Chinese demolitions at Buddhist institute draw fire
BEIJING: Rights groups on Tuesday called for Chinese authorities to stop forced demolitions at one of the world’s biggest Tibetan Buddhist institutes, saying the move was an attempt to "severely restrict" religious freedoms.
Authorities began destroying living quarters at Larung Gar Institute in the southwestern province of Sichuan last week, according to a statement by the International Campaign for Tibet (ICT).
In June, local government officials ordered the estimated 10,000 Buddhist monks and nuns living at the centre, also known as Serthar, be cut to no more than 5,000, another overseas organisation, Free Tibet, said in an email.

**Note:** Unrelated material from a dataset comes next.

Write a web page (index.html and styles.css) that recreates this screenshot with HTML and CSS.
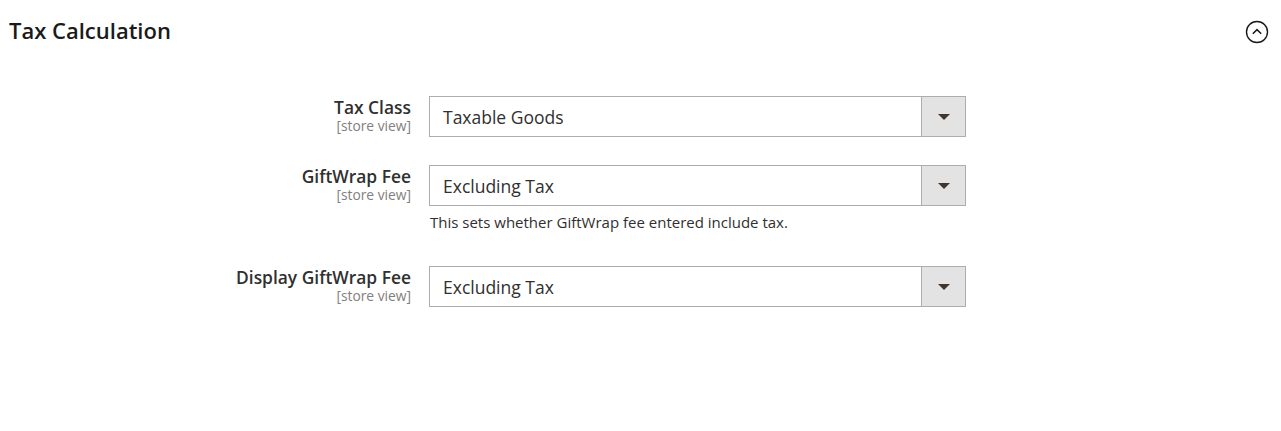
FILE: index.html
```html
<!DOCTYPE html>
<html lang="en">
<head>
  <meta charset="UTF-8" />
  <title>Tax Calculation</title>
  <link rel="stylesheet" href="styles.css">
</head>
<body>
  <div class="section">
    <div class="section-head">
      <h2>Tax Calculation</h2>
      <span class="toggle">
        <svg width="24" height="24" viewBox="0 0 24 24">
          <circle cx="12" cy="12" r="10.5" fill="none" stroke="#1a1a1a" stroke-width="1.4"/>
          <path d="M7.8 13.8 L12 9.6 L16.2 13.8" fill="none" stroke="#1a1a1a" stroke-width="1.5"/>
        </svg>
      </span>
    </div>

    <div class="fields">
      <div class="field">
        <div class="label">
          <span class="name">Tax Class</span>
          <span class="scope">[store view]</span>
        </div>
        <div class="control">
          <div class="select">
            <span class="value">Taxable Goods</span>
            <span class="arrow"></span>
          </div>
        </div>
      </div>

      <div class="field">
        <div class="label">
          <span class="name">GiftWrap Fee</span>
          <span class="scope">[store view]</span>
        </div>
        <div class="control">
          <div class="select">
            <span class="value">Excluding Tax</span>
            <span class="arrow"></span>
          </div>
          <p class="note">This sets whether GiftWrap fee entered include tax.</p>
        </div>
      </div>

      <div class="field">
        <div class="label">
          <span class="name">Display GiftWrap Fee</span>
          <span class="scope">[store view]</span>
        </div>
        <div class="control">
          <div class="select">
            <span class="value">Excluding Tax</span>
            <span class="arrow"></span>
          </div>
        </div>
      </div>
    </div>
  </div>
</body>
</html>
```

FILE: styles.css
```css
body {
  font-family: 'Open Sans', 'Noto Sans', sans-serif;
  background: #fff;
  color: #303030;
  margin: 0;
}

.section {
  padding: 0 9px;
}

.section-head {
  display: flex;
  justify-content: space-between;
  align-items: center;
  height: 60px;
}

.section-head h2 {
  margin: 0;
  font-size: 22px;
  font-weight: 600;
  color: #1a1a1a;
}

.toggle {
  display: flex;
  margin-right: 3px;
  margin-top: 4px;
}

.fields {
  padding-top: 36px;
}

.field {
  display: flex;
  align-items: flex-start;
  margin-bottom: 28px;
}

.label {
  width: 402px;
  padding-right: 18px;
  display: flex;
  flex-direction: column;
  align-items: flex-end;
  padding-top: 0;
}

.label .name {
  font-size: 17.4px;
  font-weight: 600;
  color: #303030;
  line-height: 22px;
}

.label .scope {
  font-size: 13.8px;
  color: #808080;
  line-height: 16px;
}

.select {
  width: 535px;
  height: 39px;
  border: 1px solid #adadad;
  display: flex;
  align-items: center;
  justify-content: space-between;
  background: #fff;
}

.select .value {
  padding-left: 13px;
  font-size: 17.5px;
  color: #303030;
}

.select .arrow {
  width: 43px;
  height: 100%;
  background: #e3e3e3;
  border-left: 1px solid #adadad;
  position: relative;
}

.select .arrow::after {
  content: "";
  position: absolute;
  left: 16px;
  top: 17px;
  border-left: 6px solid transparent;
  border-right: 6px solid transparent;
  border-top: 6px solid #41362f;
}

.note {
  margin: 6px 0 5px 1px;
  font-size: 15px;
  color: #303030;
  line-height: 21px;
}
```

"These demolitions are part of a set of policy measures implemented by the Chinese government that severely restrict the religious freedom of Tibetan Buddhists," wrote the ICT’s president Matteo Mecacci.
"This is a regressive and dangerous approach aimed at managing and controlling Tibetan Buddhism that sends a chilling signal to the outside world about the pressures faced by people seeking to peacefully practice their religion in the PRC," he added. Serthar, known as Seda in Chinese, is in an ethnically Tibetan area more than 4,000 metres above sea level and hundreds of kilometres from the nearest city.
The institute was founded in 1980 in an uninhabited valley and has since grown to become one of the world’s most important centres of Tibetan Buddhism, with monks, nuns and students living in small wooden homes sprawling over the hillsides surrounding the complex.
Larung Gar’s founder Khenpo Jigme Phuntsok, who died in 2004, was known for keeping a strict focus on Buddhism rather than politics at the institute, maintaining close relationships with both Chinese authorities and the Dalai Lama, the exiled spiritual leader condemned as a separatist by Beijing.
China accuses the Nobel peace laureate of fomenting unrest in the region, but overseas rights groups say incidents are driven by unhappiness at Beijing’s rule among Tibetans.
Pictures circulated on social media showed workmen and "mechanical diggers" destroying homes at the institute, the ICT statement said.
A local propaganda official surnamed Ni told AFP that the work was intended to "prevent fires" by giving firefighters access to the crowded area and had "received the monks’ active cooperation". The plans call for the destruction of more than 100 buildings, he said, and will continue until September after which "monks and students without a residence can live in some empty buildings inside the planned district."
The Buddhist academy’s survival was threatened in 2001 when armed police forced hundreds of nuns and monks to leave the site, destroying more than 1,000 homes to prevent them returning.
At the time police demanded that nuns sign documents denouncing the Dalai Lama and pledging not to return, according to overseas campaign groups, and Khenpo Jigme Phuntsok was detained for a year after the incident.